In the specific case of the Zambezi, the Intergovernmental Panel on Climate Change (IPCC) report warns that in the coming years “the Zambezi basin will potentially face the worst effects of climate change (…) and suffer probably a substantial reduction precipitation of about 10-15%”. We cannot afford to ignore these warnings from leading scientist panels and lightly build more dams on the Zambezi. The consequences can be disastrous.
Proud of our partners victories in the US and Chile, we remain resolute in our struggle and hopeful to the end that victory will smile to us too. And you may even be thinking that this much desired victory will not be yours; worse, that in case of defeat, nothing will change for you; or even worse, that this investment will certainly serve the country, create jobs and bring progress… Think again. This investment could irreparably affect the lives of millions of Mozambicans living on the banks of the Zambezi. It can take the fish and the xima out of their tables, because the “health” of a river depends on an entire ecosystem, including the fields it irrigates. And how will the thousands of fishermen and farmers living by and of the river survive?
And the possible repercussions in the Zambezi delta and the shrimp industry?

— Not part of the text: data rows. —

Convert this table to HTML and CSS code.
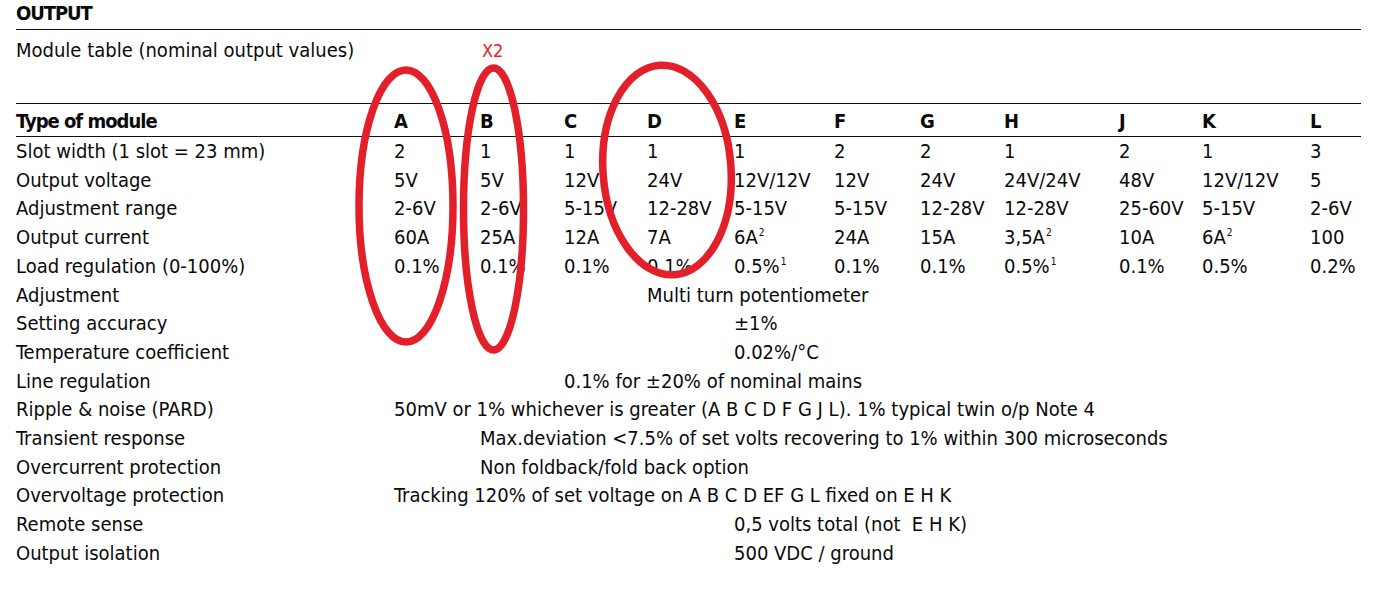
FILE: index.html
```html
<!DOCTYPE html>
<html lang="en">
<head>
<meta charset="utf-8">
<title>Output – module table</title>
<link rel="stylesheet" href="styles.css">
</head>
<body>
<div class="page">
  <div class="title">OUTPUT</div>
  <div class="subtitle">Module table (nominal output values)</div>

  <div class="row head">
    <div class="label">Type of module</div>
    <div>A</div><div>B</div><div>C</div><div>D</div><div>E</div><div>F</div><div>G</div><div>H</div><div>J</div><div>K</div><div>L</div>
  </div>

  <div class="row first">
    <div class="label">Slot width (1 slot = 23 mm)</div>
    <div>2</div><div>1</div><div>1</div><div>1</div><div>1</div><div>2</div><div>2</div><div>1</div><div>2</div><div>1</div><div>3</div>
  </div>
  <div class="row">
    <div class="label">Output voltage</div>
    <div>5V</div><div>5V</div><div>12V</div><div>24V</div><div>12V/12V</div><div>12V</div><div>24V</div><div>24V/24V</div><div>48V</div><div>12V/12V</div><div>5</div>
  </div>
  <div class="row">
    <div class="label">Adjustment range</div>
    <div>2-6V</div><div>2-6V</div><div>5-15V</div><div>12-28V</div><div>5-15V</div><div>5-15V</div><div>12-28V</div><div>12-28V</div><div>25-60V</div><div>5-15V</div><div>2-6V</div>
  </div>
  <div class="row">
    <div class="label">Output current</div>
    <div>60A</div><div>25A</div><div>12A</div><div>7A</div><div>6A<sup>2</sup></div><div>24A</div><div>15A</div><div>3,5A<sup>2</sup></div><div>10A</div><div>6A<sup>2</sup></div><div>100</div>
  </div>
  <div class="row">
    <div class="label">Load regulation (0-100%)</div>
    <div>0.1%</div><div>0.1%</div><div>0.1%</div><div>0.1%</div><div>0.5%<sup>1</sup></div><div>0.1%</div><div>0.1%</div><div>0.5%<sup>1</sup></div><div>0.1%</div><div>0.5%</div><div>0.2%</div>
  </div>
  <div class="row">
    <div class="label">Adjustment</div>
    <div class="from-d">Multi turn potentiometer</div>
  </div>
  <div class="row">
    <div class="label">Setting accuracy</div>
    <div class="from-e">±1%</div>
  </div>
  <div class="row">
    <div class="label">Temperature coefficient</div>
    <div class="from-e">0.02%/°C</div>
  </div>
  <div class="row">
    <div class="label">Line regulation</div>
    <div class="from-c">0.1% for ±20% of nominal mains</div>
  </div>
  <div class="row">
    <div class="label">Ripple &amp; noise (PARD)</div>
    <div class="from-a">50mV or 1% whichever is greater (A B C D F G J L). 1% typical twin o/p Note 4</div>
  </div>
  <div class="row">
    <div class="label">Transient response</div>
    <div class="from-b">Max.deviation &lt;7.5% of set volts recovering to 1% within 300 microseconds</div>
  </div>
  <div class="row">
    <div class="label">Overcurrent protection</div>
    <div class="from-b">Non foldback/fold back option</div>
  </div>
  <div class="row">
    <div class="label">Overvoltage protection</div>
    <div class="from-a">Tracking 120% of set voltage on A B C D EF G L fixed on E H K</div>
  </div>
  <div class="row">
    <div class="label">Remote sense</div>
    <div class="from-e">0,5 volts total (not&nbsp; E H K)</div>
  </div>
  <div class="row">
    <div class="label">Output isolation</div>
    <div class="from-e">500 VDC / ground</div>
  </div>
</div>

<div class="note">X2</div>
<svg class="marks" width="1394" height="592" viewBox="0 0 1394 592" aria-hidden="true">
  <ellipse cx="406" cy="206" rx="47" ry="136" />
  <ellipse cx="493.5" cy="209" rx="30" ry="141" />
  <ellipse cx="667" cy="170" rx="64" ry="105" transform="rotate(-4 667 170)" />
</svg>
</body>
</html>
```

FILE: styles.css
```css
html, body {
  margin: 0;
  padding: 0;
  background: #ffffff;
}

body {
  position: relative;
  width: 1394px;
  height: 592px;
  overflow: hidden;
  font-family: "DejaVu Sans Condensed", "DejaVu Sans", sans-serif;
  font-stretch: condensed;
  font-size: 20px;
  color: #0a0a0a;
}

.page {
  margin-left: 16px;
  width: 1345px;
}

.title {
  height: 30px;
  box-sizing: border-box;
  line-height: 27px;
  border-bottom: 1px solid #111;
  font-weight: bold;
  font-size: 20px;
  letter-spacing: -1.1px;
}

.subtitle {
  height: 73px;
  padding-top: 6px;
  line-height: 28px;
  box-sizing: border-box;
}

.row {
  display: grid;
  grid-template-columns: 378px 86px 84px 83px 87px 100px 86px 84px 115px 83px 108px 51px;
  line-height: 28.7px;
  white-space: nowrap;
}

.head {
  border-top: 1px solid #111;
  border-bottom: 1px solid #111;
  height: 34px;
  box-sizing: border-box;
  padding-top: 3px;
  line-height: 28px;
  font-weight: bold;
}

.head .label {
  letter-spacing: -1px;
}

.row sup {
  font-size: 10px;
  line-height: 0;
  vertical-align: 8px;
  margin-left: 1px;
}

.from-a { grid-column: 2 / -1; }
.from-b { grid-column: 3 / -1; }
.from-c { grid-column: 4 / -1; }
.from-d { grid-column: 5 / -1; }
.from-e { grid-column: 6 / -1; }

.note {
  position: absolute;
  left: 482px;
  top: 41px;
  font-family: "DejaVu Sans Condensed", "DejaVu Sans", sans-serif;
  font-stretch: condensed;
  font-size: 18px;
  line-height: 20px;
  color: #e0262d;
}

.marks {
  position: absolute;
  left: 0;
  top: 0;
  pointer-events: none;
}

.marks ellipse {
  fill: none;
  stroke: #e3202a;
  stroke-width: 7.5;
}
```
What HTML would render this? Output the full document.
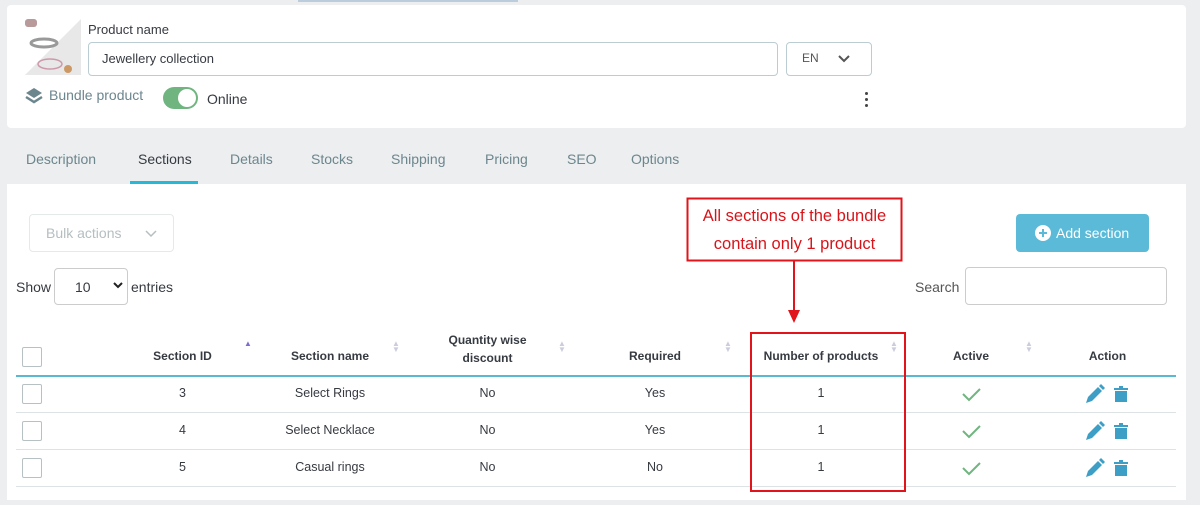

What if we told you that Mphanda Nkuwa is not meant to help fix our country’s poor electrification rate? Would you be surprised? What if we told you that behind Mphanda Nkuwa there are other plans for energy-intensive dirty industries, that will in turn bring the country other social and environmental problems and the same development that the Cahora Bassa, Mozal, Vale and Jindal, among others, bring us today: insufficient when compared to what we sacrificed and disproportionately distributed.
There is only one Zambezi, and yet, there are many projects that the executive seems to have for him, as if it was inexhaustible and indestructible… Don’t you find it strange that none of them are directly aimed at benefiting its people?
Do you really believe that is progress?